Building a predictive nomogram

We developed a nomogram for predicting the occurrence of cancer events, such as recurrence or death. The time-dependent receiver operating characteristic (ROC) curve was used to evaluate the predictive accuracy of the developed prognostic signatures for BC patients. Univariate/multivariate Cox regression analyses were used to evaluate the connection between ferroptosis-related genes and clinicopathological manifestations. To understand the mechanisms underlying the gene signatures in the KEGG pathways, we used Gene set enrichment analyses (GSEA) to search for rich terms in C2 in the TCGA-BC cohort. P < 0.05 and false discovery rate (FDR) q < 0.05 were considered to be statistically significant.

Immune analysis and gene expression”

We compared CIBERSORT38,39, ESTIMATE40, MCPcounter41, single-sample gene set enrichment analysis (ssGSEA)42, and TIMER43 algorithms to assess the CC or cell types of immune responses in heterogeneous samples among high-risk and low-risk groups based on ferroptosis-related gene signatures. ssGSEA was then used to quantify tumor-infiltrating immune cell subgroups during immune responses and immune functions between the two groups.

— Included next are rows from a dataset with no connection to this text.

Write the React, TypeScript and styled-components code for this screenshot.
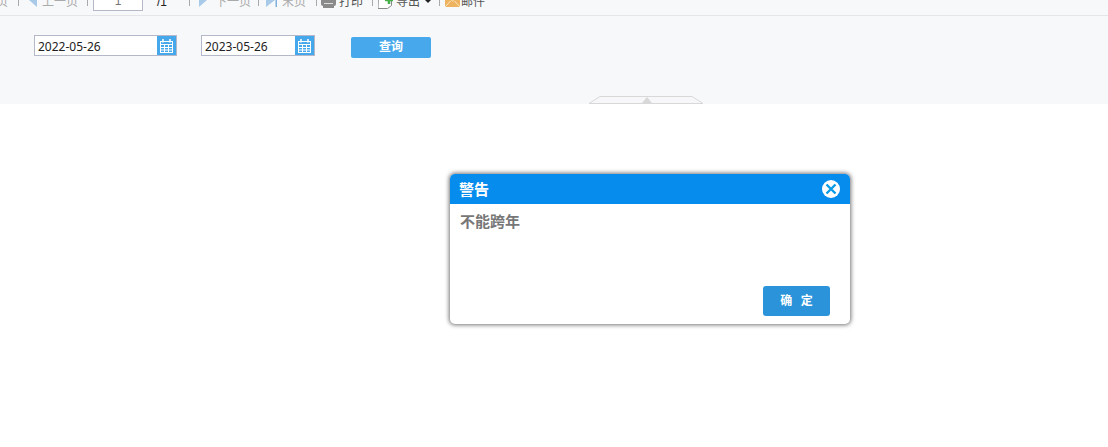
import React from 'react';
import styled, { createGlobalStyle } from 'styled-components';

const GlobalStyle = createGlobalStyle`
  html, body {
    margin: 0;
    padding: 0;
    background: #fff;
    font-family: "Liberation Sans", "Noto Sans CJK SC", sans-serif;
    overflow: hidden;
  }
`;

const CJK = `"Liberation Sans", "Noto Sans CJK SC", sans-serif`;

const Page = styled.div`
  width: 1108px;
  height: 447px;
  display: flex;
  flex-direction: column;
`;

const Toolbar = styled.div`
  height: 16px;
  box-sizing: border-box;
  border-bottom: 1px solid #e3e5e8;
  background: #f7f8fa;
  display: flex;
  align-items: flex-end;
  overflow: hidden;
  font-size: 12px;
`;

const ToolbarInner = styled.div`
  height: 24px;
  margin-bottom: 3px;
  margin-left: -16px;
  display: flex;
  align-items: center;
  flex: none;
`;

const ToolItem = styled.span<{ $color?: string; $after: number; $iconGap?: number }>`
  display: inline-flex;
  align-items: center;
  gap: ${(p) => p.$iconGap ?? 0}px;
  margin-right: ${(p) => p.$after}px;
  color: ${(p) => p.$color ?? '#aaa'};
  white-space: nowrap;
  font-family: ${CJK};
`;

const ToolLabel = styled.span`
  line-height: 16px;
  padding-top: 4px;
`;

const Divider = styled.i<{ $after: number }>`
  width: 1px;
  height: 12px;
  background: #aaa;
  margin-right: ${(p) => p.$after}px;
  flex: none;
`;

const PageInput = styled.div`
  width: 50px;
  height: 22px;
  border: 1px solid #b5b8c8;
  background: #fff;
  color: #777;
  text-align: center;
  margin-right: 14px;
  line-height: 22px;
  box-sizing: border-box;
`;

const Caret = styled.i`
  width: 0;
  height: 0;
  border-left: 3px solid transparent;
  border-right: 3px solid transparent;
  border-top: 3px solid #222;
  margin: 3px 0 0 2px;
`;

const FilterPanel = styled.div`
  height: 88px;
  background: #f7f8fa;
  padding: 19px 0 0 34px;
  box-sizing: border-box;
  position: relative;
  display: flex;
  align-items: flex-start;
`;

const DateField = styled.div<{ $width: number; $after: number }>`
  display: flex;
  height: 21px;
  width: ${(p) => p.$width}px;
  margin-right: ${(p) => p.$after}px;
  border: 1px solid #b5b8c8;
  box-sizing: border-box;
  background: #fff;
`;

const DateValue = styled.div`
  flex: 1;
  font-size: 12px;
  line-height: 21px;
  padding-left: 3px;
  color: #222;
  font-family: "Noto Sans", "Open Sans", sans-serif;
`;

const DateButton = styled.div`
  width: 19px;
  background: #45a8ea;
  display: flex;
  align-items: center;
  justify-content: center;
`;

const QueryButton = styled.div`
  width: 80px;
  height: 21px;
  margin-top: 2px;
  border-radius: 2px;
  background: #47a9eb;
  color: #fff;
  font-size: 12px;
  font-weight: bold;
  line-height: 21px;
  text-align: center;
  font-family: ${CJK};
`;

const CollapseHandle = styled.div`
  position: absolute;
  left: 589px;
  bottom: 0;
  width: 114px;
  height: 8px;
  display: flex;
`;

const ModalArea = styled.div`
  flex: 1;
  display: flex;
  align-items: flex-start;
  padding: 70px 0 0 450px;
`;

const Modal = styled.div`
  width: 400px;
  height: 150px;
  background: #fff;
  border-radius: 5px;
  box-shadow: 0 0 4px 1px rgba(0, 0, 0, 0.55);
  display: flex;
  flex-direction: column;
  overflow: hidden;
`;

const ModalHeader = styled.div`
  height: 30px;
  flex: none;
  box-sizing: border-box;
  background: #058ced;
  color: #fff;
  display: flex;
  align-items: center;
  justify-content: space-between;
  padding: 0 10px 1px 9px;
  font-size: 15px;
  font-weight: bold;
  font-family: ${CJK};
`;

const ModalBody = styled.div`
  flex: 1;
  padding: 8px 10px 0;
  color: #777;
  font-size: 15px;
  line-height: 20px;
  font-weight: bold;
  font-family: ${CJK};
`;

const ModalFooter = styled.div`
  display: flex;
  justify-content: flex-end;
  padding: 0 20px 8px;
`;

const ConfirmButton = styled.div`
  width: 67px;
  height: 30px;
  border-radius: 3px;
  background: #2a93d9;
  color: #fff;
  font-size: 12px;
  font-weight: bold;
  line-height: 30px;
  text-align: center;
  white-space: pre;
  word-spacing: 1px;
  font-family: ${CJK};
`;

function CalendarIcon() {
  return (
    <svg width="13" height="14" viewBox="0 0 13 14" fill="none" stroke="#fff" strokeWidth="1">
      <rect x="0.5" y="2.5" width="12" height="11" />
      <path d="M0.5 5.5h12M0.5 8.5h12M0.5 11h12M4.5 5.5v8M8.5 5.5v8" />
      <path d="M3 0v3.5M10 0v3.5" strokeWidth="1.5" />
    </svg>
  );
}

function LeftArrow() {
  return (
    <svg width="8" height="14" viewBox="0 0 8 14">
      <path d="M8 0v14L0 7z" fill="#a9c9e8" />
    </svg>
  );
}

function RightArrow() {
  return (
    <svg width="8" height="14" viewBox="0 0 8 14">
      <path d="M0 0v14l8-7z" fill="#a9c9e8" />
    </svg>
  );
}

function LastArrow() {
  return (
    <svg width="11" height="14" viewBox="0 0 11 14">
      <path d="M0 0v14l9-7z" fill="#a9c9e8" />
      <path d="M9.5 0h1.5v14H9.5z" fill="#7fb0de" />
    </svg>
  );
}

function PrintIcon() {
  return (
    <svg width="15" height="16" viewBox="0 0 15 16">
      <rect x="3" y="0.5" width="9" height="5" fill="none" stroke="#888" />
      <rect x="0" y="5" width="15" height="9" rx="2" fill="#8a8a8a" />
      <rect x="3" y="11" width="9" height="1" fill="#ddd" />
      <rect x="2" y="14" width="11" height="2" fill="#8a8a8a" />
    </svg>
  );
}

function ExportIcon() {
  return (
    <svg width="15" height="18" viewBox="0 0 15 18">
      <path d="M0.5 1.5h13v13l-4 3h-9.5z" fill="#fff" stroke="#888" />
      <path d="M7 9h8M11 5v8" stroke="#46b04a" strokeWidth="2.6" />
    </svg>
  );
}

function MailIcon() {
  return (
    <svg width="15" height="14" viewBox="0 0 15 14">
      <rect width="15" height="14" fill="#eeb35f" />
      <path d="M0 1l7.5 7L15 1M0 14l5.5-6M15 14l-5.5-6" fill="none" stroke="#fbe6c4" />
    </svg>
  );
}

function CloseIcon() {
  return (
    <svg width="18" height="18" viewBox="0 0 18 18">
      <circle cx="9" cy="9" r="9" fill="#fff" />
      <path d="M4.5 4.5l9 9M13.5 4.5l-9 9" stroke="#0a9be6" strokeWidth="2.4" />
    </svg>
  );
}

export default function App() {
  return (
    <Page>
      <GlobalStyle />
      <Toolbar>
        <ToolbarInner>
          <ToolItem $after={10}><ToolLabel>首页</ToolLabel></ToolItem>
          <Divider $after={10} />
          <ToolItem $after={9} $iconGap={5}>
            <LeftArrow />
            <ToolLabel>上一页</ToolLabel>
          </ToolItem>
          <Divider $after={5} />
          <PageInput>1</PageInput>
          <ToolItem $color="#222" $after={22}><ToolLabel>/1</ToolLabel></ToolItem>
          <Divider $after={9} />
          <ToolItem $after={7} $iconGap={8}>
            <RightArrow />
            <ToolLabel>下一页</ToolLabel>
          </ToolItem>
          <Divider $after={7} />
          <ToolItem $after={10} $iconGap={5}>
            <LastArrow />
            <ToolLabel>末页</ToolLabel>
          </ToolItem>
          <Divider $after={4} />
          <ToolItem $color="#555" $after={9} $iconGap={3}>
            <PrintIcon />
            <ToolLabel>打印</ToolLabel>
          </ToolItem>
          <Divider $after={5} />
          <ToolItem $color="#555" $after={8} $iconGap={3}>
            <ExportIcon />
            <ToolLabel>导出</ToolLabel>
            <Caret />
          </ToolItem>
          <Divider $after={5} />
          <ToolItem $color="#555" $after={0} $iconGap={1}>
            <MailIcon />
            <ToolLabel>邮件</ToolLabel>
          </ToolItem>
        </ToolbarInner>
      </Toolbar>
      <FilterPanel>
        <DateField $width={143} $after={24}>
          <DateValue>2022-05-26</DateValue>
          <DateButton><CalendarIcon /></DateButton>
        </DateField>
        <DateField $width={114} $after={36}>
          <DateValue>2023-05-26</DateValue>
          <DateButton><CalendarIcon /></DateButton>
        </DateField>
        <QueryButton>查询</QueryButton>
        <CollapseHandle>
          <svg width="114" height="8" viewBox="0 0 114 8">
            <path d="M0 7.5L11 0.5H103L114 7.5z" fill="#f7f7f9" stroke="#d8d8d8" />
            <path d="M53 7l5-6 5 6z" fill="#d8d8d8" />
          </svg>
        </CollapseHandle>
      </FilterPanel>
      <ModalArea>
        <Modal>
          <ModalHeader>
            警告
            <CloseIcon />
          </ModalHeader>
          <ModalBody>不能跨年</ModalBody>
          <ModalFooter>
            <ConfirmButton>确  定</ConfirmButton>
          </ModalFooter>
        </Modal>
      </ModalArea>
    </Page>
  );
}
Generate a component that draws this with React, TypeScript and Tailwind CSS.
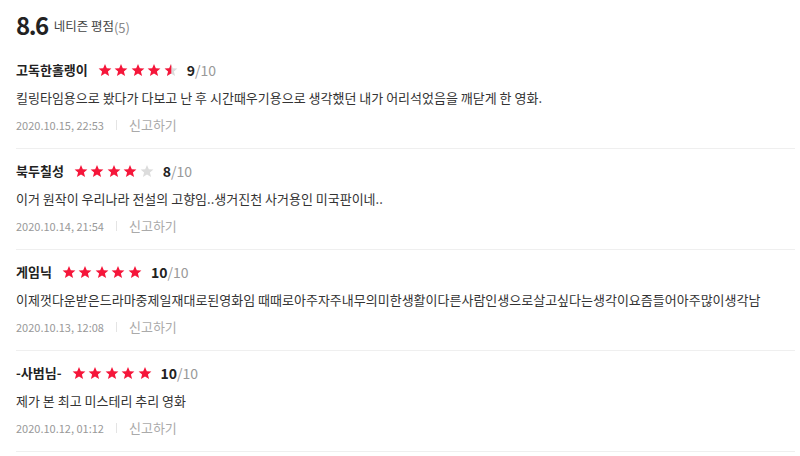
import React from "react";

const FONT = { fontFamily: '"Noto Sans CJK KR", "Noto Sans", sans-serif' };

function Star({ fill }: { fill: "full" | "half" | "empty" }) {
  const red = "#f5163a";
  const gray = "#dcdcdc";
  const d =
    "M7 0.6 L8.8 4.9 L13.4 5.1 L9.9 8.1 L11.1 12.6 L7 10.1 L2.9 12.6 L4.1 8.1 L0.6 5.1 L5.2 4.9 Z";
  return (
    <svg width="14" height="14" viewBox="0 0 14 13.4" className="block">
      <defs>
        <clipPath id="halfclip">
          <rect x="0" y="0" width="7.3" height="14" />
        </clipPath>
      </defs>
      <path d={d} fill={fill === "full" ? red : gray} />
      {fill === "half" && <path d={d} fill={red} clipPath="url(#halfclip)" />}
    </svg>
  );
}

type Review = {
  name: string;
  stars: ("full" | "half" | "empty")[];
  score: string;
  text: string;
  date: string;
};

const reviews: Review[] = [
  {
    name: "고독한홀랭이",
    stars: ["full", "full", "full", "full", "half"],
    score: "9",
    text: "킬링타임용으로 봤다가 다보고 난 후 시간때우기용으로 생각했던 내가 어리석었음을 깨닫게 한 영화.",
    date: "2020.10.15, 22:53",
  },
  {
    name: "북두칠성",
    stars: ["full", "full", "full", "full", "empty"],
    score: "8",
    text: "이거 원작이 우리나라 전설의 고향임..생거진천 사거용인 미국판이네..",
    date: "2020.10.14, 21:54",
  },
  {
    name: "게임닉",
    stars: ["full", "full", "full", "full", "full"],
    score: "10",
    text: "이제껏다운받은드라마중제일재대로된영화임 때때로아주자주내무의미한생활이다른사람인생으로살고싶다는생각이요즘들어아주많이생각남",
    date: "2020.10.13, 12:08",
  },
  {
    name: "-사범님-",
    stars: ["full", "full", "full", "full", "full"],
    score: "10",
    text: "제가 본 최고 미스테리 추리 영화",
    date: "2020.10.12, 01:12",
  },
];

export default function App() {
  return (
    <div className="w-[800px] h-[456px] bg-white overflow-hidden" style={FONT}>
      <div className="pl-4 pr-[5px]">
        <div className="h-[48px] flex items-center pt-[2px]">
          <span className="text-[24px] font-bold text-[#222] tracking-[-1.5px] leading-none">8.6</span>
          <span className="ml-[6px] text-[12.5px] text-[#444] leading-none mt-[3px]">네티즌 평점</span>
          <span className="text-[13px] text-[#888] leading-none mt-[4px]">(5)</span>
        </div>
        {reviews.map((r, i) => (
          <div key={i} className="pt-[12px] pb-[13px] border-b border-[#efefef]">
            <div className="h-[20px] flex items-center">
              <span className="text-[13px] font-bold text-[#222]">{r.name}</span>
              <div className="ml-[10px] flex gap-[2.5px]">
                {r.stars.map((s, j) => (
                  <Star key={j} fill={s} />
                ))}
              </div>
              <span className="ml-[9px] text-[14px] leading-none">
                <span className="font-bold text-[#222]">{r.score}</span>
                <span className="text-[#999]">/10</span>
              </span>
            </div>
            <div className="h-[20px] mt-[8px] flex items-center text-[13px] text-[#333] whitespace-nowrap">
              {r.text}
            </div>
            <div className="h-[20px] mt-[7px] flex items-center text-[11px] text-[#999]">
              <span>{r.date}</span>
              <span className="mx-[12px] w-px h-[10px] bg-[#e4e4e4]" />
              <span className="text-[13px] text-[#aaa]">신고하기</span>
            </div>
          </div>
        ))}
      </div>
    </div>
  );
}
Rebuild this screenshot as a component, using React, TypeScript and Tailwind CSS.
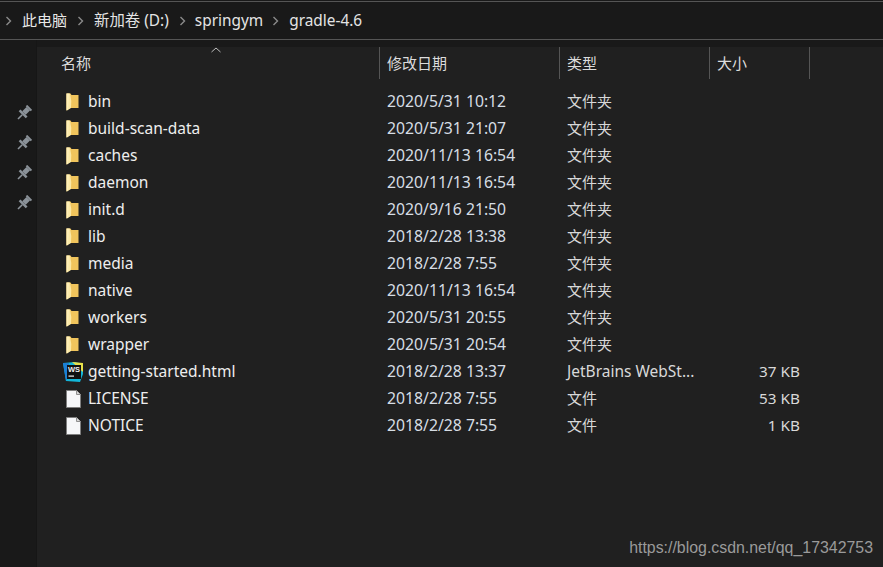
const rows = [
  { name: 'bin', date: '2020/5/31 10:12', type: '文件夹', size: '', icon: 'folder' },
  { name: 'build-scan-data', date: '2020/5/31 21:07', type: '文件夹', size: '', icon: 'folder' },
  { name: 'caches', date: '2020/11/13 16:54', type: '文件夹', size: '', icon: 'folder' },
  { name: 'daemon', date: '2020/11/13 16:54', type: '文件夹', size: '', icon: 'folder' },
  { name: 'init.d', date: '2020/9/16 21:50', type: '文件夹', size: '', icon: 'folder' },
  { name: 'lib', date: '2018/2/28 13:38', type: '文件夹', size: '', icon: 'folder' },
  { name: 'media', date: '2018/2/28 7:55', type: '文件夹', size: '', icon: 'folder' },
  { name: 'native', date: '2020/11/13 16:54', type: '文件夹', size: '', icon: 'folder' },
  { name: 'workers', date: '2020/5/31 20:55', type: '文件夹', size: '', icon: 'folder' },
  { name: 'wrapper', date: '2020/5/31 20:54', type: '文件夹', size: '', icon: 'folder' },
  { name: 'getting-started.html', date: '2018/2/28 13:37', type: 'JetBrains WebSt...', size: '37 KB', icon: 'ws' },
  { name: 'LICENSE', date: '2018/2/28 7:55', type: '文件', size: '53 KB', icon: 'file' },
  { name: 'NOTICE', date: '2018/2/28 7:55', type: '文件', size: '1 KB', icon: 'file' },
];

function Chevron() {
  return (
    <svg width="7" height="10" viewBox="0 0 7 10" className="shrink-0">
      <path d="M1.5 1 L5.5 5 L1.5 9" fill="none" stroke="#8a8a8a" strokeWidth="1.4" />
    </svg>
  );
}

function Pin() {
  return (
    <svg width="16" height="16" viewBox="0 0 16 16" className="ml-[16px]">
      <g transform="rotate(45 8 8)" fill="#8b9299">
        <rect x="4.5" y="0" width="7" height="2" />
        <rect x="5.5" y="2" width="5" height="6" />
        <rect x="3" y="8" width="10" height="2.5" />
        <rect x="7.2" y="10.5" width="1.6" height="6" />
      </g>
    </svg>
  );
}

function FolderIcon() {
  return (
    <svg width="13" height="18" viewBox="0 0 13 18">
      <path d="M0.5 0.5 H4.5 L5.5 2 H12.5 V15 H4 L0.5 17.5 Z" fill="#f0c45c" />
      <path d="M0.5 0.5 H4 Q6 8 5 15 L1 17.5 H0.5 Z" fill="#fce9a6" />
      <path d="M0.5 0.5 H3 L2 17 H0.5 Z" fill="#fff3c4" opacity="0.6" />
    </svg>
  );
}

function FileIcon() {
  return (
    <svg width="15" height="18" viewBox="0 0 15 18">
      <path d="M0.5 0.5 H10.5 L14.5 4.5 V17.5 H0.5 Z" fill="#f6f7f9" stroke="#7f7f7f" />
      <path d="M10.5 0.5 V4.5 H14.5" fill="#d5d5d5" stroke="#8f8f8f" />
    </svg>
  );
}

function WsIcon() {
  return (
    <svg width="20" height="20" viewBox="0 0 20 20" className="-ml-[3px]">
      <path d="M0 1 L12 0 L20 2 L20 12 L17 20 L3 19 Z" fill="#13b6d8" />
      <path d="M9 0 L20 1 L20 10 Z" fill="#e8e24a" />
      <path d="M0 1 L6 1 L5 14 L3 19 Z" fill="#1c7fd6" />
      <rect x="4" y="3" width="14" height="14" fill="#111111" />
      <text x="5" y="10" fontSize="7.5" fontWeight="700" fill="#f2f2f2" fontFamily="'Liberation Sans', sans-serif">WS</text>
      <rect x="5.5" y="13.5" width="5.5" height="1.2" fill="#f2f2f2" />
    </svg>
  );
}

function RowIcon({ kind }: { kind: string }) {
  if (kind === 'folder') return <FolderIcon />;
  if (kind === 'file') return <FileIcon />;
  return <WsIcon />;
}

export default function App() {
  return (
    <div
      className="relative w-[883px] h-[567px] overflow-hidden bg-[#191919] text-[15.5px] text-[#e4e4e4]"
      style={{ fontFamily: "'Noto Sans', 'Noto Sans CJK SC', sans-serif" }}
    >
      {/* address bar */}
      <div className="h-[39px] mt-px border-t border-b border-[#555555] flex items-center pl-[5px] text-[15.4px]">
        <Chevron />
        <span className="ml-[10px] text-[15px] text-[#e8e8e8]">此电脑</span>
        <span className="ml-[10px]"><Chevron /></span>
        <span className="ml-[10px]">新加卷 (D:)</span>
        <span className="ml-[10px]"><Chevron /></span>
        <span className="ml-[9px]">springym</span>
        <span className="ml-[9px]"><Chevron /></span>
        <span className="ml-[10px]">gradle-4.6</span>
      </div>

      <div className="flex h-[527px]">
        {/* quick access pins */}
        <div className="w-[37px] shrink-0 border-r border-[#161616] flex flex-col pt-[65px] gap-[14px]">
          <Pin />
          <Pin />
          <Pin />
          <Pin />
        </div>

        <div className="flex-1 mt-[7px] bg-[#202020]">
          {/* column header */}
          <div className="relative flex h-[32px] items-center text-[15px] text-[#dcdcdc]">
            <div className="w-[343px] h-full flex items-center pl-[24px] border-r border-[#555555]">名称</div>
            <div className="w-[180px] h-full flex items-center pl-[7px] border-r border-[#555555]">修改日期</div>
            <div className="w-[150px] h-full flex items-center pl-[7px] border-r border-[#555555]">类型</div>
            <div className="w-[100px] h-full flex items-center pl-[7px] border-r border-[#555555]">大小</div>
            <svg width="10" height="6" viewBox="0 0 10 6" className="absolute left-[174px] top-0">
              <path d="M0.5 5 L5 1 L9.5 5" fill="none" stroke="#bdbdbd" />
            </svg>
          </div>

          {/* files */}
          <div className="mt-[9px] flex flex-col">
            {rows.map(row => (
              <div key={row.name} className="flex h-[27px] items-center">
                <div className="w-[343px] flex items-center">
                  <div className="w-[51px] flex pl-[29px]">
                    <RowIcon kind={row.icon} />
                  </div>
                  <span className="text-[#eeeeee]">{row.name}</span>
                </div>
                <div className="w-[180px] pl-[7px] text-[15.75px] text-[#d6dde4]">{row.date}</div>
                <div className={row.icon === 'ws' ? 'w-[150px] pl-[7px] whitespace-nowrap text-[#d8d8d8]' : 'w-[150px] pl-[7px] whitespace-nowrap text-[15px] text-[#d8d8d8]'}>{row.type}</div>
                <div className="w-[90px] text-right text-[15.3px] text-[#d8d8d8]">{row.size}</div>
              </div>
            ))}
          </div>
        </div>
      </div>

      <div
        className="absolute right-[10px] top-[536px] text-[15.9px] text-[#9a9a9a] whitespace-nowrap"
        style={{ fontFamily: "'Liberation Sans', sans-serif" }}
      >
        https://blog.csdn.net/qq_17342753
      </div>
    </div>
  );
}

Potential immune checkpoints were extracted from previous literature.

Statistical analysis

Statistical analyses were performed using R version 3.5.3 and Bioconductor. The unpaired Student’s t test and the Wilcoxon test were used to evaluate the normal distribution variables and the non-normal distribution variables, respectively. To identify differential genes in DEGs assessments, the Benjamini–Hochberg method was used to convert the p value to FDR. ssGSEA-normalized BC DEGs data were compared to a genome using “GSVA” (R-package). For each statistical analysis, a p ≤ 0.05 was considered to be statistically significant.